Mokele-mbembe

Variations: Mokéle-mbêmbe, Mokele Mbembe, Monstrous Animal; Nsanga; Emela-ntouka, Emia-ntouka, Aseka-moke, Ngamba-namae, Killer of Elephants, Water Elephant; Nguma-monene, Badigui, Ngakoula Ngou, Diba, Songo; Mbielu-mbielu-mbielu

Mokele-mbembe

Tales of the Mokele-mbembe, “One Who Stops the Flow of Rivers” (or, more simply, “River-Shutter”), come from the Congo River Basin, around the Ikelemba, Sanga, and Ubangi rivers and Lake Tele. It is the most discussed and well-known of the “African mystery beasts” primarily due to the cryptozoological interpretation that defines it as a surviving sauropod dinosaur. It – or its unnamed predecessor, at any rate – was initially described as hailing from Rhodesia (Zimbabwe).

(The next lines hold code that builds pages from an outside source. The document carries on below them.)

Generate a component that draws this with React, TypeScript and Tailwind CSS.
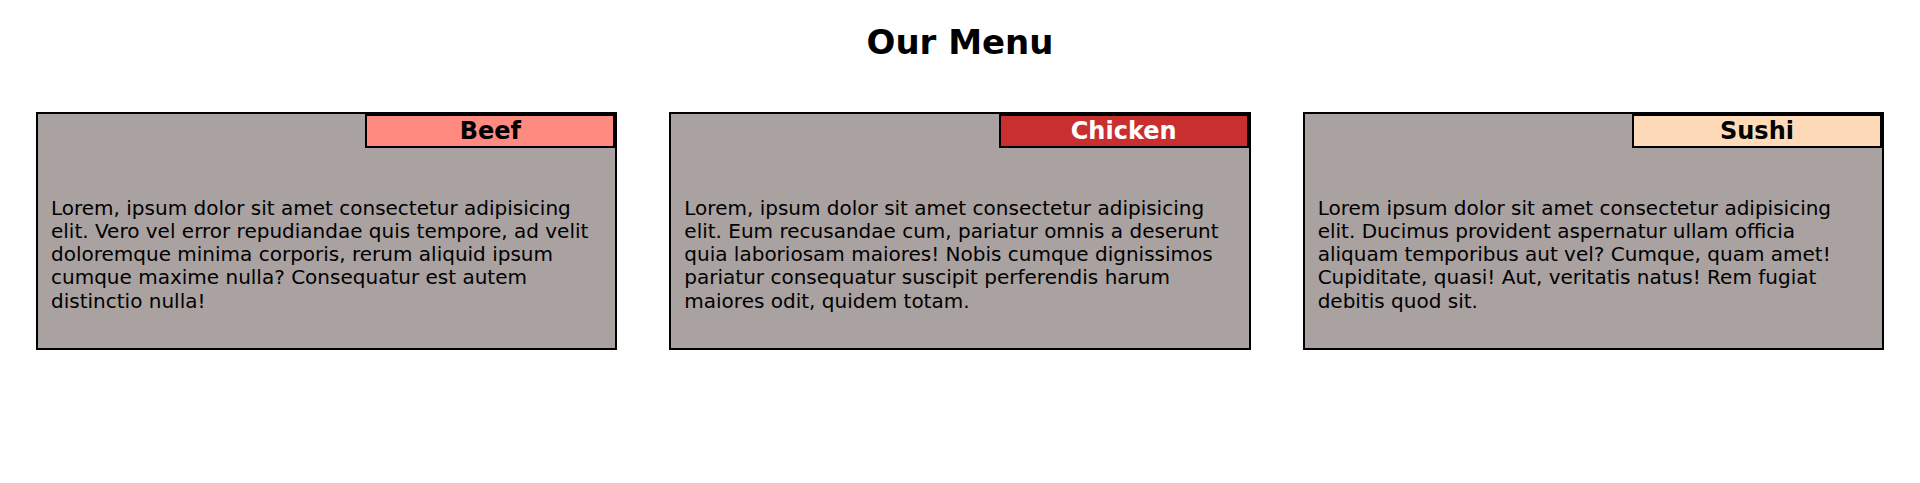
const items = [
  {
    name: "Beef",
    tag: "bg-[#ff8a80] text-black",
    text: "Lorem, ipsum dolor sit amet consectetur adipisicing elit. Vero vel error repudiandae quis tempore, ad velit doloremque minima corporis, rerum aliquid ipsum cumque maxime nulla? Consequatur est autem distinctio nulla!",
  },
  {
    name: "Chicken",
    tag: "bg-[#c92f2f] text-white",
    text: "Lorem, ipsum dolor sit amet consectetur adipisicing elit. Eum recusandae cum, pariatur omnis a deserunt quia laboriosam maiores! Nobis cumque dignissimos pariatur consequatur suscipit perferendis harum maiores odit, quidem totam.",
  },
  {
    name: "Sushi",
    tag: "bg-[#ffdab9] text-black",
    text: "Lorem ipsum dolor sit amet consectetur adipisicing elit. Ducimus provident aspernatur ullam officia aliquam temporibus aut vel? Cumque, quam amet! Cupiditate, quasi! Aut, veritatis natus! Rem fugiat debitis quod sit.",
  },
];

function MenuCard({ name, tag, text }: { name: string; tag: string; text: string }) {
  return (
    <section className="flex flex-col h-[238px] border-2 border-black bg-[#aaa2a0]">
      <div className="flex justify-end">
        <h2 className={`flex items-center justify-center w-[250px] h-[34px] border-2 border-black text-[24px] font-bold leading-none ${tag}`}>
          {name}
        </h2>
      </div>
      <p className="pt-[49px] pl-[13px] pr-[20px] text-[20px] leading-[1.164] text-black">{text}</p>
    </section>
  );
}

export default function App() {
  return (
    <div className="min-h-[483px] bg-white font-['DejaVu_Sans',sans-serif]">
      <h1 className="pt-[23px] text-center text-[34px] font-bold leading-[1.164] text-black">Our Menu</h1>
      <div className="grid grid-cols-3 gap-[52px] px-[36px] mt-[49px]">
        {items.map((item) => (
          <MenuCard key={item.name} {...item} />
        ))}
      </div>
    </div>
  );
}
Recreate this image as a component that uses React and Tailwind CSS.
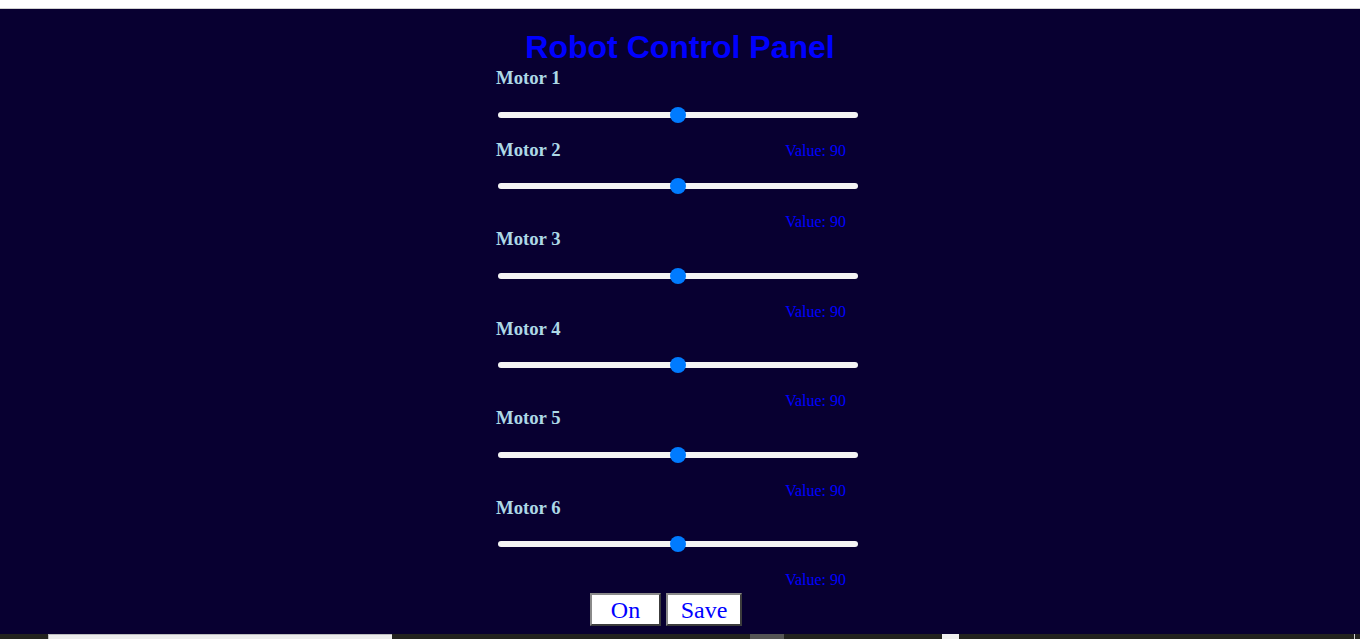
const motors = [1, 2, 3, 4, 5, 6];

function Slider() {
  return (
    <div className="h-4 flex items-center ml-[2px] w-[360px]">
      <div className="relative w-full h-[6px] rounded-full bg-[#f4f4f4]">
        <div className="absolute left-[172px] -top-[5px] w-4 h-4 rounded-full bg-[#007bff]" />
      </div>
    </div>
  );
}

function Label({ children }) {
  return (
    <div className="text-[18.72px] leading-[22px] font-bold text-[#add8e6]">{children}</div>
  );
}

function Value() {
  return <div className="text-[16px] leading-[19px] text-[#0000ff] mr-[18px]">Value: 90</div>;
}

export default function App() {
  return (
    <div className="h-[639px] flex flex-col overflow-hidden" style={{ fontFamily: '"Liberation Serif", "Times New Roman", serif' }}>
      <div className="h-[9px] bg-white border-b border-[#d0d0d0]" />
      <div className="flex-1 bg-[#080031] flex justify-center">
        <div className="w-[368px] flex flex-col">
          <h1
            className="text-[32px] leading-[37px] font-bold text-[#0000ff] text-center mt-[20px]"
            style={{ fontFamily: '"Liberation Sans", Arial, sans-serif' }}
          >
            Robot Control Panel
          </h1>
          <div className="mt-[1px]">
            <Label>Motor 1</Label>
          </div>
          <div className="mt-[18px]">
            <Slider />
          </div>
          <div className="flex justify-between items-center mt-[16px]">
            <Label>Motor 2</Label>
            <Value />
          </div>
          {motors.slice(1).map((m) => (
            <div key={m} className="flex flex-col">
              <div className={m === 2 ? "mt-[17px]" : "mt-[17.5px]"}>
                <Slider />
              </div>
              <div className="flex justify-end mt-[18px]">
                <Value />
              </div>
              {m < 6 && (
                <div className="mt-[-3px]">
                  <Label>Motor {m + 1}</Label>
                </div>
              )}
            </div>
          ))}
          <div className="flex gap-[5px] pl-[94px] mt-[4px]">
            <button className="w-[71px] h-[33px] bg-white text-[24px] leading-none text-[#0000ff] border-2 border-t-[#8a8a8a] border-l-[#8a8a8a] border-b-[#3c3c3c] border-r-[#3c3c3c]">
              On
            </button>
            <button className="w-[76px] h-[33px] bg-white text-[24px] leading-none text-[#0000ff] border-2 border-t-[#8a8a8a] border-l-[#8a8a8a] border-b-[#3c3c3c] border-r-[#3c3c3c]">
              Save
            </button>
          </div>
        </div>
      </div>
      <div className="h-[5px] bg-[#23231f] flex">
        <div className="ml-[48px] w-[344px] bg-[#ececec] border-t border-l border-[#bdbdbd]" />
        <div className="ml-[358px] w-[34px] bg-[#555555]" />
        <div className="ml-[158px] w-[17px] bg-[#f0f0f0]" />
        <div className="ml-auto mr-[5px] w-px bg-[#cfcfcf]" />
      </div>
    </div>
  );
}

There is nothing unique about the mokele-mbembe. It is at least four notable mythic creatures: the river-shutter, the pachyderm slayer, the unicorn, and the giant reptile. River-shutters are sub-Saharan creatures with an aptitude for withholding or releasing a river’s water; in communities dependent on life-giving water, this can mean the difference between life and death. The pachyderm slayer – a creature so mighty and dangerous that it routinely kills the biggest and scariest animals known – is a far broader category that has been famously applied to the dragon and the unicorn. The presence of a single horn is a recurring feature of monsters, most notably the unicorn. Finally, giant reptiles (often irresponsibly called “dragons”) are a worldwide theme.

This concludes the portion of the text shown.